··· MATERIAL SUPPLIED

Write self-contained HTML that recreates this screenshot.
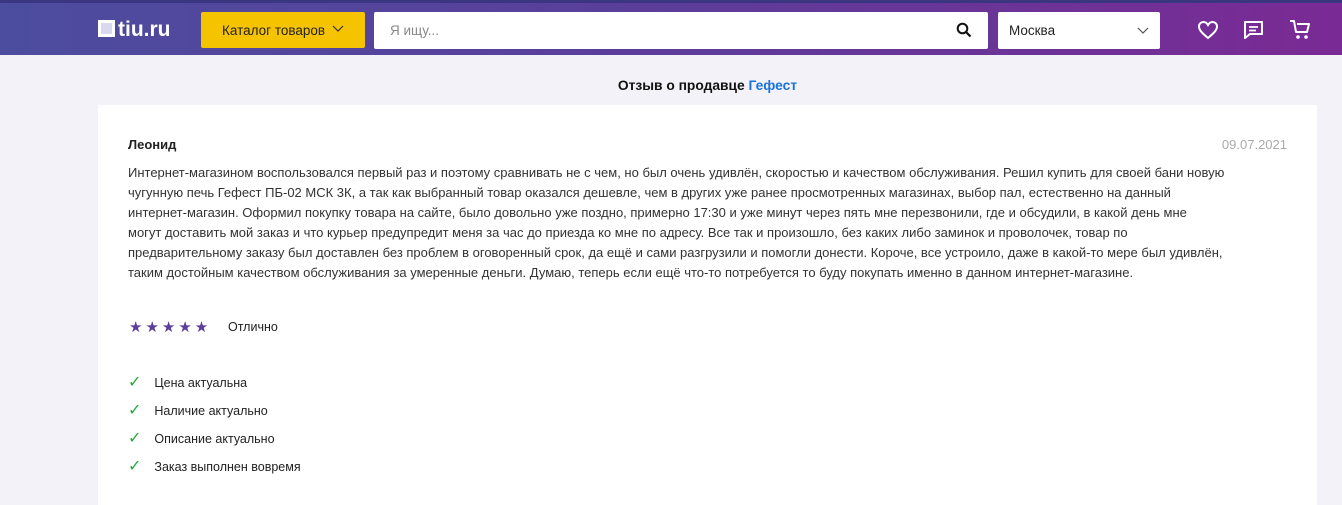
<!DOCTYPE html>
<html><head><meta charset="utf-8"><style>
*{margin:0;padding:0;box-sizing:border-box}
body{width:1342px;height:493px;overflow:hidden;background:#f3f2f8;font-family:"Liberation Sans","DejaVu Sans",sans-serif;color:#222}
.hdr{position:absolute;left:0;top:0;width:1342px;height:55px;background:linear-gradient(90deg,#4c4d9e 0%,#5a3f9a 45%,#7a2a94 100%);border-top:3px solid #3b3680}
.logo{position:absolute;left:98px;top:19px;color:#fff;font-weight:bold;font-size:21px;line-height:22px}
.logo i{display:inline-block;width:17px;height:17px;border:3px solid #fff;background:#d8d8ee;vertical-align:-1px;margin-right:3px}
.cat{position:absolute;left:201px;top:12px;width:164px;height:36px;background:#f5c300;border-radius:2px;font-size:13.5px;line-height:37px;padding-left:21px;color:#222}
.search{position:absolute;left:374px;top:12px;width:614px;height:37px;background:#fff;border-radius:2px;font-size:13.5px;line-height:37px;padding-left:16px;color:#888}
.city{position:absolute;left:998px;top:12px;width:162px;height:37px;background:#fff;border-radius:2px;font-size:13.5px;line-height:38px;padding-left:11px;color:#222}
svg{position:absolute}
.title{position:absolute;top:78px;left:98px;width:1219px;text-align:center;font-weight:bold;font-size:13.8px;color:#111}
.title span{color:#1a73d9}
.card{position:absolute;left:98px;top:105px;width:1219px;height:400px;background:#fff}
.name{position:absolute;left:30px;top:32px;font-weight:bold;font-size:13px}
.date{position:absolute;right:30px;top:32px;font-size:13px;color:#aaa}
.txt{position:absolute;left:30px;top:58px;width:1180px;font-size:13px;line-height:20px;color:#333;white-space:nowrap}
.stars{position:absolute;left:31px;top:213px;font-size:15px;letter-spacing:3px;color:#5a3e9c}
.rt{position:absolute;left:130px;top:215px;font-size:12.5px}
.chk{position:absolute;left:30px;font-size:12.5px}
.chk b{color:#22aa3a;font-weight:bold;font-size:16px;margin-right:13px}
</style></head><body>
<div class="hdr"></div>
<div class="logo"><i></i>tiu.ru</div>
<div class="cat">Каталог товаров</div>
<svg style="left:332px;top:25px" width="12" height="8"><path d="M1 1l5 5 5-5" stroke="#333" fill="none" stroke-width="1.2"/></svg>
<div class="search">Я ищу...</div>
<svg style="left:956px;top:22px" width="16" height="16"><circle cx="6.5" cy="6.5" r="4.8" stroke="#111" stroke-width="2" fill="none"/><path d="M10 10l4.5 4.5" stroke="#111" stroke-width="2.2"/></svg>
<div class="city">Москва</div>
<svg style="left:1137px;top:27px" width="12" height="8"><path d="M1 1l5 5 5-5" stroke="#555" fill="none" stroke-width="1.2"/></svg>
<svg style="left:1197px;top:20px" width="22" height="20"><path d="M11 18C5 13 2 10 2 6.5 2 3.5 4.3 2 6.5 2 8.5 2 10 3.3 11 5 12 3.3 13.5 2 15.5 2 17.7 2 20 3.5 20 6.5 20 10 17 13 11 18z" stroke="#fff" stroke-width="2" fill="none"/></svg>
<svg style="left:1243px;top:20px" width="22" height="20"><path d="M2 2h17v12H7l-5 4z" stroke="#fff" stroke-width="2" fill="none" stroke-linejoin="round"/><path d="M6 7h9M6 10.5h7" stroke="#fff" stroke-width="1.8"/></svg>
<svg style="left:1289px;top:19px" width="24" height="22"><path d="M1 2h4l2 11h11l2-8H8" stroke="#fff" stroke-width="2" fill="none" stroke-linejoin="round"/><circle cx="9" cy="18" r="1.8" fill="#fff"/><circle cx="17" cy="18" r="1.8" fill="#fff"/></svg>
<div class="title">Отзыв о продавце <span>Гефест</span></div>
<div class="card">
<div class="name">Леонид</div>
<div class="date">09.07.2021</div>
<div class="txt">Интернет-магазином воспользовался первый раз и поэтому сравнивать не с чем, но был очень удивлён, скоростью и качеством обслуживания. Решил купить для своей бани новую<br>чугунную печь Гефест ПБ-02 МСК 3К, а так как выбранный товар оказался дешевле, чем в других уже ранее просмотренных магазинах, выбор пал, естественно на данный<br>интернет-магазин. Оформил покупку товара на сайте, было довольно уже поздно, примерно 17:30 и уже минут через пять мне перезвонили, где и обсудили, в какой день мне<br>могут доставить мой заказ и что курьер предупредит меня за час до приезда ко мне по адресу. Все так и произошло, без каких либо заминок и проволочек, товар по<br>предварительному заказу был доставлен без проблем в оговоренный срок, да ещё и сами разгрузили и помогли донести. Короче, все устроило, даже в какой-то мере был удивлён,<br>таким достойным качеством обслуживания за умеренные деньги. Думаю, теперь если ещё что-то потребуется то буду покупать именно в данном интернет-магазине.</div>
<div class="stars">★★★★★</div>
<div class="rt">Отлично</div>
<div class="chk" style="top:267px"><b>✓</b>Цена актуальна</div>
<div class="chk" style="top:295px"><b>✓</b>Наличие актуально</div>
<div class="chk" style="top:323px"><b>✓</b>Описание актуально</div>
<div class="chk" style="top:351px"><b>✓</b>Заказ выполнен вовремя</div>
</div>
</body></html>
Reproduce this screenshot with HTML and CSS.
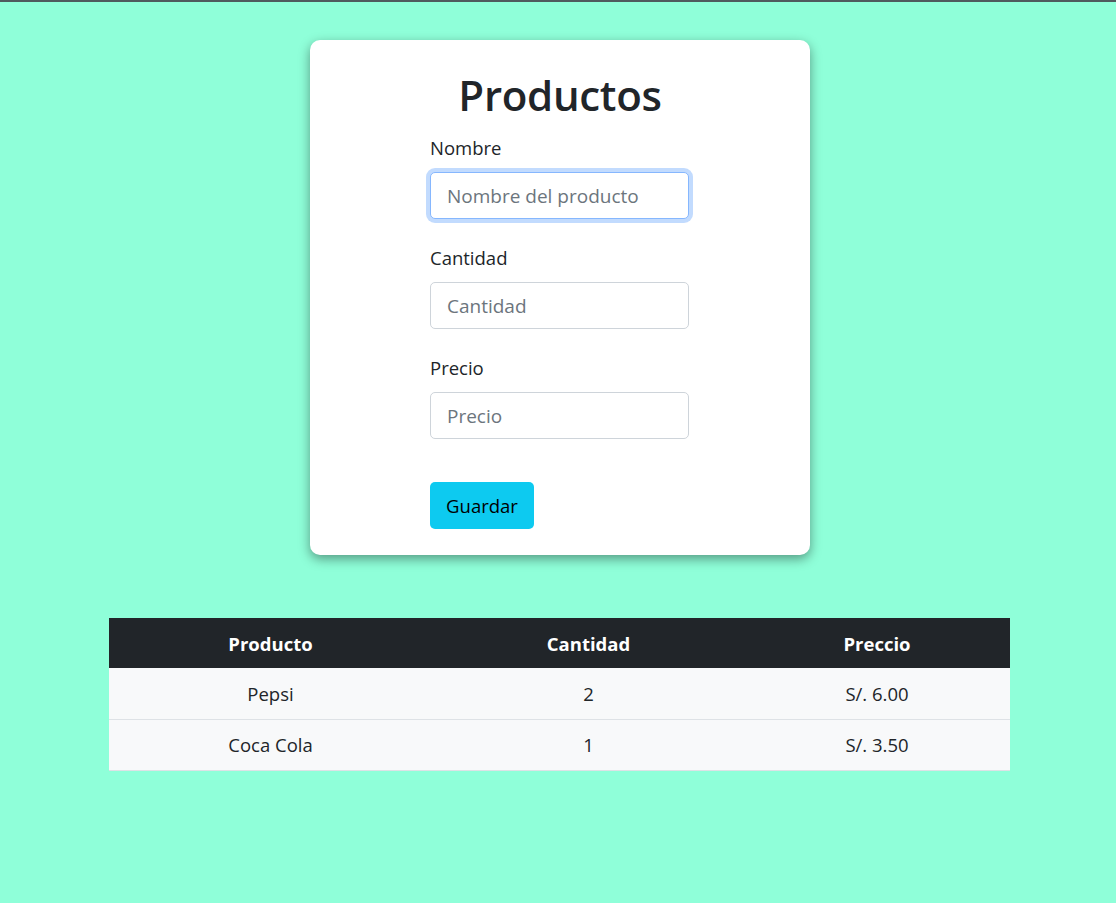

······

*WHAT TO WORK ON*: From the listing, copy every line where the string "screenshot" appears.

*SOLUTION TO THE PROBLEM*:
Write self-contained HTML that recreates this screenshot.
Reproduce this screenshot with HTML and CSS.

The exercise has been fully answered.